Galaxy A37 i Galaxy A57 ujawniają swoje aparaty. Jest zaskoczenie
Galaxy A37 i Galaxy A57 nabierają kształtów. Średniaki Samsunga z popularnej serii ujawniły właśnie konfiguracje swoich aparatów. O ile Galaxy A57 nie wnosi nic nowego, to już Galaxy A37 zapowiada się bardziej obiecująco.
Nadchodzące smartfony Samsung Galaxy A37 i Galaxy A57, czyli bardzo popularne średniaki koreańskiej marki, mają zadebiutować wcześniej niż zwykle, a w sieci pojawia się coraz więcej doniesień an ich temat. Najnowsze informacje serwisu SmartPrix, oparte na analizie oprogramowania, rzucają światło na specyfikację aparatów w nadchodzących modelach. Wygląda na to, że Samsung szykuje spore zaskoczenie, ale większe powody do zadowolenia będą mieli nabywcy tańszego z urządzeń.
W przypadku wyżej pozycjonowanego Galaxy A57 trudno mówić o jakiejkolwiek rewolucji, a specyfikacja sugeruje wręcz stagnację. Smartfon ma zostać wyposażony w główny sensor Sony IMX906 o rozdzielczości 50 Mpix i formacie 1/1.56 cala. Co istotne, w zależności od regionu dystrybucji, Samsung może stosować zamiennie własną matrycę ISOCELL GNJ, która zachowuje ten sam rozmiar i rozdzielczość co jednostka Sony.
Zestaw fotograficzny uzupełniać ma ultraszerokokątny aparat 13 Mpix (sensor ISOCELL S5K3L6) oraz oczko do zdjęć makro z matrycą 5 Mpix. Z przodu najpewniej znajdziemy 12-megapikselowy sensor ISOCELL S5K3LC do selfie i wideorozmów. Oznacza to, że fotograficznie Galaxy A57 będzie niemal bliźniakiem obecnego modelu A56, co może być sporym rozczarowaniem dla użytkowników liczących na to, że Samsung pójdzie drogą marek takich jak Realme czy Nothing i wprowadzi teleobiektyw do średniej półki.

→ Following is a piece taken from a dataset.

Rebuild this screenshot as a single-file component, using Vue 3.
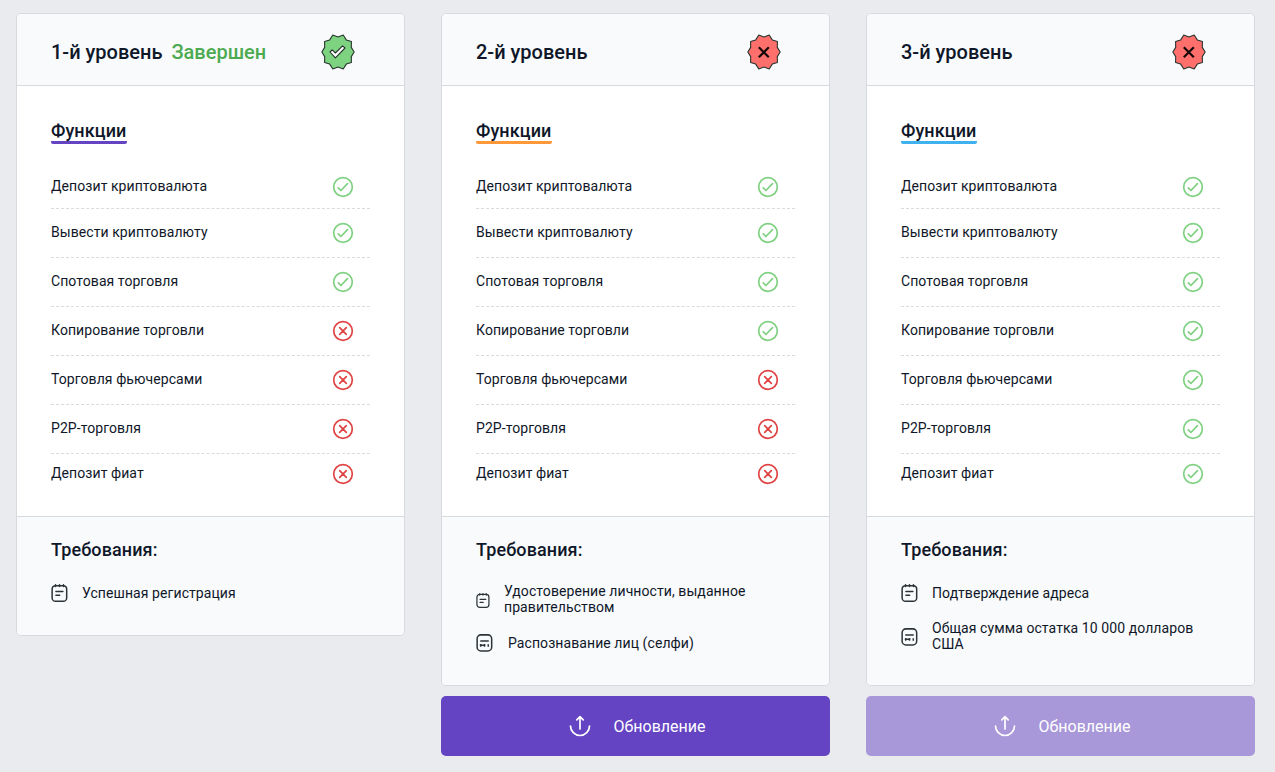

Znacznie ciekawiej zapowiada się sytuacja w tańszym Galaxy A37. Według przecieków ten model otrzyma ten sam główny aparat co jego droższy brat, czyli sensor Sony IMX906. Stanowi to potężny skok jakościowy względem modelu A36, który korzystał ze znacznie mniejszej matrycy Sony IMX882 o formacie 1/1.95 cala. Fizycznie większa matryca w Galaxy A37 przełoży się bezpośrednio na lepsze zbieranie światła, co powinno zaowocować wyraźniejszymi, jaśniejszymi zdjęciami nocnymi oraz mniejszym rozmyciem przy fotografowaniu ruchomych obiektów, dzięki możliwości skrócenia czasu naświetlania.
Co więcej, matryca Sony IMX906, choć nie jest nowością (istnieje jej nowszy wariant LYT-700), wciąż trafia do flagowców, jak OnePlus 15 czy Realme GT8 Pro. Jej obecność w Galaxy A37 jest więc mocnym atutem tego modelu.
Reszta specyfikacji, obejmująca ultraszerokokątny aparat 8 Mpix i makro 5 Mpix, pozostanie najprawdopodobniej bez zmian względem poprzednika.
Poza optyką przecieki wspominają również o sercach nowych średniaków. Galaxy A57 ma być napędzany przez nowy układ Exynos 1680, podczas gdy w A37 znajdziemy znanego już Exynosa 1480. Co ciekawe, premiera obu urządzeń może odbyć się nieco wcześniej niż zazwyczaj. Źródła sugerują debiut w lutym 2026 roku, co wyprzedziłoby tradycyjny, marcowy harmonogram wydawniczy koreańskiego producenta dla serii Galaxy A.